Problem description:
Take each line that has the word "components" and return it.

Data excerpt:
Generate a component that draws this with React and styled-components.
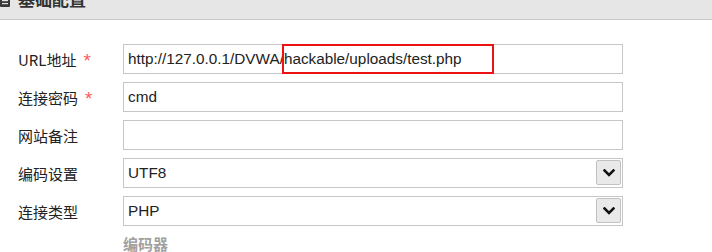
import React from "react";
import styled, { createGlobalStyle } from "styled-components";

const Global = createGlobalStyle`
  html, body { margin: 0; padding: 0; background: #fff; }
  body { font-family: "Liberation Sans", "Noto Sans CJK SC", sans-serif; color: #333; }
`;

const Page = styled.div`
  width: 712px;
  height: 252px;
  overflow: hidden;
  background: #fff;
`;

const Header = styled.div`
  height: 19px;
  border-bottom: 1px solid #c8c8c8;
  background: #e6e6e6;
  display: flex;
  align-items: flex-start;
  gap: 8px;
  overflow: hidden;
`;

const HeaderIcon = styled.svg`
  margin-top: -6px;
  flex: none;
`;

const Title = styled.div`
  margin-top: -11px;
  font-family: "Noto Sans CJK SC", sans-serif;
  font-size: 17px;
  font-weight: 700;
  line-height: 20px;
  color: #333;
`;

const Form = styled.div`
  padding-top: 24px;
  display: grid;
  grid-template-columns: 123px 500px;
  row-gap: 8px;
`;

const Label = styled.div`
  padding-left: 18px;
  height: 30px;
  display: flex;
  align-items: center;
  gap: 7px;
  font-family: "Noto Sans CJK SC", sans-serif;
  font-size: 15px;
  color: #222;
`;

const Star = styled.span`
  color: #ff5a5a;
  font-family: "Liberation Sans", sans-serif;
  font-size: 19px;
  margin-top: 4px;
`;

const Field = styled.div`
  position: relative;
  box-sizing: border-box;
  height: 30px;
  border: 1px solid #c6c6c6;
  background: #fff;
  display: flex;
  align-items: center;
  padding-left: 4px;
  font-family: "Liberation Sans", sans-serif;
  font-size: 15.3px;
  color: #222;
`;

const Highlight = styled.div`
  position: absolute;
  left: 158px;
  top: -1px;
  width: 212px;
  height: 30px;
  box-sizing: border-box;
  border: 2px solid #ee1111;
`;

const ArrowBtn = styled.div`
  position: absolute;
  right: 1px;
  top: 1px;
  width: 25px;
  height: 25px;
  box-sizing: border-box;
  border: 1px solid #c2c2c2;
  border-radius: 2px;
  background: #e9e9e9;
  display: flex;
  align-items: center;
  justify-content: center;
`;

const SubLabel = styled.div`
  grid-column: 2;
  margin-top: 0;
  font-family: "Noto Sans CJK SC", sans-serif;
  font-size: 15px;
  font-weight: 700;
  line-height: 20px;
  color: #a0a0a0;
`;

const Chevron = () => (
  <svg width="12" height="8" viewBox="0 0 12 8">
    <path d="M1.5 1.5 L6 6 L10.5 1.5" fill="none" stroke="#111" strokeWidth="2.6" strokeLinecap="square" />
  </svg>
);

const rows = [
  { label: "URL地址", req: true, value: "http://127.0.0.1/DVWA/hackable/uploads/test.php", highlight: true },
  { label: "连接密码", req: true, value: "cmd" },
  { label: "网站备注", value: "" },
  { label: "编码设置", value: "UTF8", select: true },
  { label: "连接类型", value: "PHP", select: true },
];

export default function App() {
  return (
    <Page>
      <Global />
      <Header>
        <HeaderIcon width="10" height="13" viewBox="0 0 10 13">
          <rect x="0" y="0" width="10" height="13" rx="1" fill="#3a3a3a" />
          <rect x="2" y="3" width="6" height="1.2" fill="#e6e6e6" />
          <rect x="2" y="6" width="6" height="1.2" fill="#e6e6e6" />
          <rect x="2" y="9" width="6" height="1.2" fill="#e6e6e6" />
        </HeaderIcon>
        <Title>基础配置</Title>
      </Header>
      <Form>
        {rows.map((r) => (
          <React.Fragment key={r.label}>
            <Label>
              {r.label}
              {r.req && <Star>*</Star>}
            </Label>
            <Field>
              {r.value}
              {r.highlight && <Highlight />}
              {r.select && (
                <ArrowBtn>
                  <Chevron />
                </ArrowBtn>
              )}
            </Field>
          </React.Fragment>
        ))}
        <SubLabel>编码器</SubLabel>
      </Form>
    </Page>
  );
}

Expected answer:
Generate a component that draws this with React and styled-components.
import styled, { createGlobalStyle } from "styled-components";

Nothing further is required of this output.